Exercise aim:
Search the data for the word "React" and copy every line where it occurs.

++++

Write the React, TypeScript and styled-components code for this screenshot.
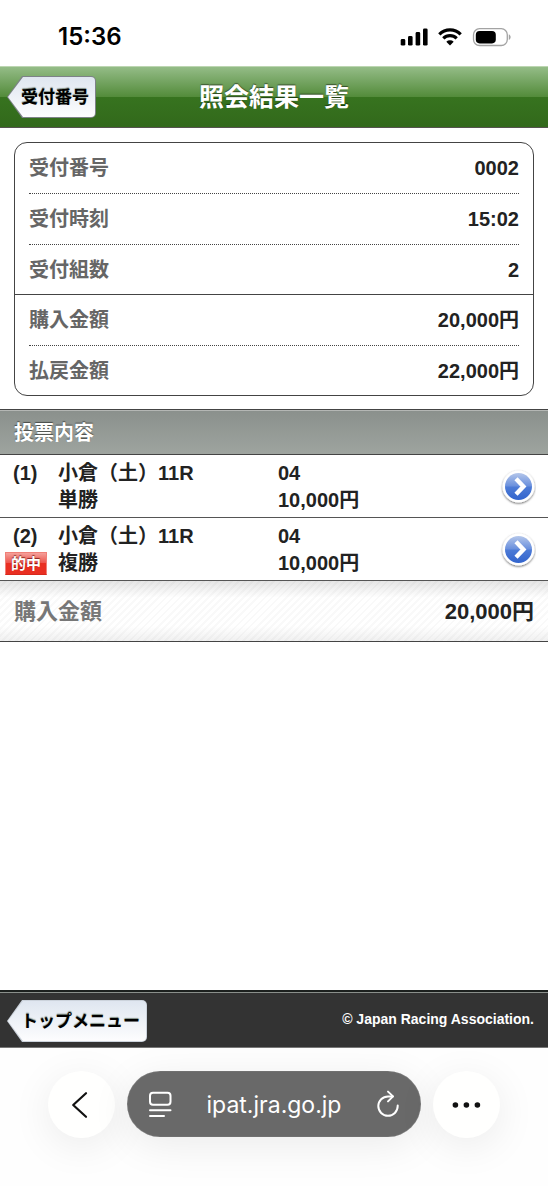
import React from "react";
import styled, { createGlobalStyle } from "styled-components";

const GlobalStyle = createGlobalStyle`
  *, *::before, *::after { box-sizing: border-box; }
  body {
    margin: 0;
    background: #fff;
    color: #222;
    font-family: "Liberation Sans", "Noto Sans CJK JP", sans-serif;
    font-weight: 700;
  }
  button { font: inherit; border: 0; padding: 0; cursor: pointer; }
  a { color: inherit; text-decoration: none; }
  svg { display: block; flex: none; }
`;

const Page = styled.div`
  display: flex;
  flex-direction: column;
  min-height: 100vh;
`;

const StatusBar = styled.div`
  display: flex;
  align-items: center;
  justify-content: space-between;
  height: 66px;
  padding: 8px 37px 0 58px;
  color: #000;
`;

const Clock = styled.time`
  font: 600 24px/32px Inter, sans-serif;
`;

const StatusIcons = styled.div`
  display: flex;
  align-items: center;
  gap: 10px;
`;

const TitleBar = styled.header`
  display: grid;
  grid-template-columns: 1fr auto 1fr;
  align-items: center;
  justify-items: start;
  height: 62px;
  padding: 0 7px;
  border-top: 1px solid #bcd6b1;
  border-bottom: 1px solid #55534f;
  background: linear-gradient(#94bc87 0, #538b3a 50%, #37731f 50%, #32691b 100%);
`;

const Title = styled.h1`
  margin: 0;
  font-size: 25px;
  line-height: 36px;
  color: #fff;
  text-shadow: 0 -1px 1px rgba(0, 0, 0, 0.5);
`;

const BackLink = styled.a`
  position: relative;
  isolation: isolate;
  display: flex;
  align-items: center;
  height: 42px;
  padding: 1px 7px 0 14px;
  border-radius: 0 5px 5px 0;
  background: #7d8288;
  clip-path: polygon(0 50%, 15px 0, 100% 0, 100% 100%, 15px 100%);
  color: #000;
  font-size: 17px;
  line-height: 24px;
  white-space: nowrap;
  text-shadow: 0 -1px 1px rgba(60, 80, 60, 0.6);

  &::before {
    content: "";
    position: absolute;
    z-index: -1;
    inset: 1px;
    border-radius: 0 4px 4px 0;
    background: linear-gradient(#dfe6f0, #fdfdfe);
    clip-path: polygon(0 50%, 15px 0, 100% 0, 100% 100%, 15px 100%);
  }
`;

const Main = styled.main`
  flex: 1;
`;

const Card = styled.section`
  margin: 14px 14px 13px;
  border: 1px solid #444;
  border-radius: 13px;
`;

const Group = styled.dl`
  margin: 0;
  padding: 0 14px;

  & + & { border-top: 1px solid #444; }
`;

const Field = styled.div`
  display: flex;
  align-items: center;
  justify-content: space-between;
  height: 51px;
  border-bottom: 1px dotted #444;
  font-size: 20px;
  line-height: 28px;

  &:last-child {
    height: 49px;
    border-bottom: 0;
  }
`;

const Label = styled.dt`
  color: #666;
`;

const Value = styled.dd`
  margin: 0;
`;

const SectionTitle = styled.h2`
  display: flex;
  align-items: center;
  height: 46px;
  margin: 0;
  padding: 2px 14px 0;
  border-top: 1px solid #444;
  border-bottom: 1px solid #444;
  background: linear-gradient(#8a908c, #9ea49f);
  box-shadow: inset 0 1px 0 #b4b7b4;
  color: #fff;
  font-size: 20px;
  line-height: 28px;
  text-shadow: 0 -1px 1px rgba(0, 0, 0, 0.5);
`;

const BetList = styled.ul`
  margin: 0;
  padding: 0;
  list-style: none;
`;

const BetLink = styled.a`
  display: grid;
  grid-template-columns: 53px 220px 1fr 36px;
  align-items: center;
  height: 63px;
  padding: 1px 12px 0 5px;
  border-bottom: 1px solid #555;
  font-size: 20px;
  line-height: 27px;
`;

const Lines = styled.span`
  display: flex;
  flex-direction: column;
  align-items: flex-start;
  height: 54px;
  white-space: nowrap;
`;

const Index = styled.span`
  padding-left: 8px;
`;

const HitBadge = styled.span`
  height: 23px;
  margin-top: 2px;
  padding: 0 5px;
  border: 1px solid #f08078;
  border-bottom-color: #d8281c;
  background: linear-gradient(#f4a09a 0, #ee5048 50%, #e92f22 50%, #e92f22 100%);
  color: #fff;
  font-size: 15px;
  line-height: 21px;
  text-shadow: 0 -1px 1px rgba(90, 0, 0, 0.7);
`;

const TotalBar = styled.div`
  display: flex;
  align-items: center;
  justify-content: space-between;
  height: 61px;
  padding: 1px 14px 0;
  border-bottom: 1px solid #444;
  background:
    linear-gradient(rgba(0, 0, 0, 0.1), transparent 28%, transparent 75%, rgba(0, 0, 0, 0.06)),
    repeating-linear-gradient(135deg, #fff 0 3px, #f9f9f9 3px 5px);
  font-size: 22px;
  line-height: 32px;
`;

const TotalLabel = styled.span`
  color: #777;
`;

const Footer = styled.footer`
  display: flex;
  align-items: center;
  justify-content: space-between;
  height: 58px;
  padding: 2px 14px 0 7px;
  border-top: 2px solid #1c201e;
  background: #333;
  box-shadow: inset 0 1px 0 #8a8f8b, inset 0 -1px 0 #777;
`;

const FooterLink = styled(BackLink)`
  background: #ccd3dc;
`;

const Copyright = styled.small`
  padding-bottom: 4px;
  color: #fff;
  font-size: 14px;
  line-height: 20px;
`;

const BrowserBar = styled.nav`
  display: flex;
  gap: 12px;
  height: 138px;
  padding: 23px 48px 0;
  background: #fefefe;
  overflow: hidden;
`;

const RoundButton = styled.button`
  display: grid;
  place-items: center;
  flex: none;
  width: 67px;
  height: 67px;
  border-radius: 50%;
  background: #fffffe;
  color: #111;
  box-shadow: 0 8px 40px rgba(0, 0, 0, 0.08);
`;

const AddressPill = styled.div`
  display: flex;
  flex: 1;
  align-items: center;
  justify-content: space-between;
  height: 66px;
  padding: 0 20px;
  border-radius: 33px;
  background: #696969;
  color: #fff;
  box-shadow: inset 0 0 1px #bbb, 0 8px 40px rgba(0, 0, 0, 0.08);
`;

const PillButton = styled.button`
  background: none;
  color: inherit;
`;

const Address = styled.button`
  background: none;
  color: inherit;
  && {
    padding-top: 2px;
    font: 400 23px/32px Inter, sans-serif;
  }
`;

const SignalIcon = () => (
  <svg width="28" height="18" viewBox="0 0 28 18" fill="currentColor" aria-hidden="true">
    <rect x="0.7" y="11" width="4.6" height="6.6" rx="1.4" />
    <rect x="8" y="8" width="4.6" height="9.6" rx="1.4" />
    <rect x="15.6" y="4" width="4.6" height="13.6" rx="1.4" />
    <rect x="23" y="0.4" width="4.6" height="17.2" rx="1.4" />
  </svg>
);

const WifiIcon = () => (
  <svg width="24" height="18" viewBox="0 0 24 18" aria-hidden="true">
    <g fill="none" stroke="currentColor" strokeWidth="3.2">
      <path d="M1.3 6.3a15.2 15.2 0 0 1 21.4 0" />
      <path d="M5.3 10.3a9.6 9.6 0 0 1 13.4 0" />
    </g>
    <path d="M12 17.6 8.3 13.8a5.4 5.4 0 0 1 7.4 0z" fill="currentColor" />
  </svg>
);

const BatteryIcon = () => (
  <svg width="39" height="19" viewBox="0 0 39 19" aria-hidden="true">
    <rect x="1.5" y=".7" width="33.8" height="16.8" rx="6" fill="none" stroke="#a3a3a3" strokeWidth="1.3" />
    <rect x="3.8" y="3" width="20" height="12.4" rx="3.8" fill="currentColor" />
    <path d="M36.8 6.2c2.4 1 2.4 4.8 0 5.8z" fill="#a3a3a3" />
  </svg>
);

const ArrowIcon = () => (
  <svg width="36" height="38" viewBox="0 0 36 38" aria-hidden="true">
    <defs>
      <linearGradient id="disc" x1="0" y1="0" x2="0" y2="1">
        <stop offset="0" stopColor="#b4c6ea" />
        <stop offset=".48" stopColor="#6a90dd" />
        <stop offset=".52" stopColor="#4d7bd6" />
        <stop offset="1" stopColor="#3264cd" />
      </linearGradient>
      <filter id="drop" x="-20%" y="-20%" width="140%" height="150%">
        <feDropShadow dx="0" dy="1" stdDeviation="1.2" floodColor="#000" floodOpacity=".6" />
      </filter>
    </defs>
    <circle cx="18.5" cy="18.5" r="16" fill="#fff" filter="url(#drop)" />
    <circle cx="18.5" cy="18.5" r="13.5" fill="url(#disc)" />
    <path d="m16 10.8 7.4 7.7-7.4 7.7" fill="none" stroke="#fff" strokeWidth="4.4" />
  </svg>
);

const ChevronIcon = () => (
  <svg width="24" height="28" viewBox="0 0 24 28" fill="none" stroke="currentColor" strokeWidth="2.2" strokeLinecap="round" strokeLinejoin="round" aria-hidden="true">
    <path d="M16 2.2 3.2 14 16 25.8" />
  </svg>
);

const ReaderIcon = () => (
  <svg width="26" height="28" viewBox="0 0 26 28" fill="none" stroke="currentColor" strokeWidth="2" strokeLinecap="round" aria-hidden="true">
    <rect x="3" y="2.8" width="20.5" height="12" rx="3" />
    <path d="M3 20.3h20.5M3 26h14" />
  </svg>
);

const ReloadIcon = () => (
  <svg width="26" height="28" viewBox="0 0 26 28" fill="none" stroke="currentColor" strokeWidth="2" strokeLinecap="round" strokeLinejoin="round" aria-hidden="true">
    <path d="M17.8 6.4H13a9.7 9.7 0 1 0 9.7 9.7v-.5" />
    <path d="m13 1.6 5 4.8-5 5" />
  </svg>
);

const DotsIcon = () => (
  <svg width="30" height="8" viewBox="0 0 30 8" fill="currentColor" aria-hidden="true">
    <circle cx="3.4" cy="4" r="2.8" />
    <circle cx="14.4" cy="4" r="2.8" />
    <circle cx="25.4" cy="4" r="2.8" />
  </svg>
);

const groups = [
  [
    ["受付番号", "0002"],
    ["受付時刻", "15:02"],
    ["受付組数", "2"],
  ],
  [
    ["購入金額", "20,000円"],
    ["払戻金額", "22,000円"],
  ],
];

const bets = [
  { no: 1, race: "小倉（土）11R", type: "単勝", pick: "04", amount: "10,000円", hit: false },
  { no: 2, race: "小倉（土）11R", type: "複勝", pick: "04", amount: "10,000円", hit: true },
];

export default function App() {
  return (
    <Page>
      <GlobalStyle />
      <StatusBar>
        <Clock>15:36</Clock>
        <StatusIcons>
          <SignalIcon />
          <WifiIcon />
          <BatteryIcon />
        </StatusIcons>
      </StatusBar>
      <TitleBar>
        <BackLink href="#receipts">受付番号</BackLink>
        <Title>照会結果一覧</Title>
      </TitleBar>
      <Main>
        <Card>
          {groups.map((fields, i) => (
            <Group key={i}>
              {fields.map(([label, value]) => (
                <Field key={label}>
                  <Label>{label}</Label>
                  <Value>{value}</Value>
                </Field>
              ))}
            </Group>
          ))}
        </Card>
        <SectionTitle>投票内容</SectionTitle>
        <BetList>
          {bets.map((bet) => (
            <li key={bet.no}>
              <BetLink href={`#bet-${bet.no}`}>
                <Lines>
                  <Index>({bet.no})</Index>
                  {bet.hit && <HitBadge>的中</HitBadge>}
                </Lines>
                <Lines>
                  <span>{bet.race}</span>
                  <span>{bet.type}</span>
                </Lines>
                <Lines>
                  <span>{bet.pick}</span>
                  <span>{bet.amount}</span>
                </Lines>
                <ArrowIcon />
              </BetLink>
            </li>
          ))}
        </BetList>
        <TotalBar>
          <TotalLabel>購入金額</TotalLabel>
          <span>20,000円</span>
        </TotalBar>
      </Main>
      <Footer>
        <FooterLink href="#top">トップメニュー</FooterLink>
        <Copyright>© Japan Racing Association.</Copyright>
      </Footer>
      <BrowserBar>
        <RoundButton aria-label="戻る"><ChevronIcon /></RoundButton>
        <AddressPill>
          <PillButton aria-label="ページメニュー"><ReaderIcon /></PillButton>
          <Address>ipat.jra.go.jp</Address>
          <PillButton aria-label="再読み込み"><ReloadIcon /></PillButton>
        </AddressPill>
        <RoundButton aria-label="その他"><DotsIcon /></RoundButton>
      </BrowserBar>
    </Page>
  );
}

++++

Output:
Write the React, TypeScript and styled-components code for this screenshot.
import React from "react";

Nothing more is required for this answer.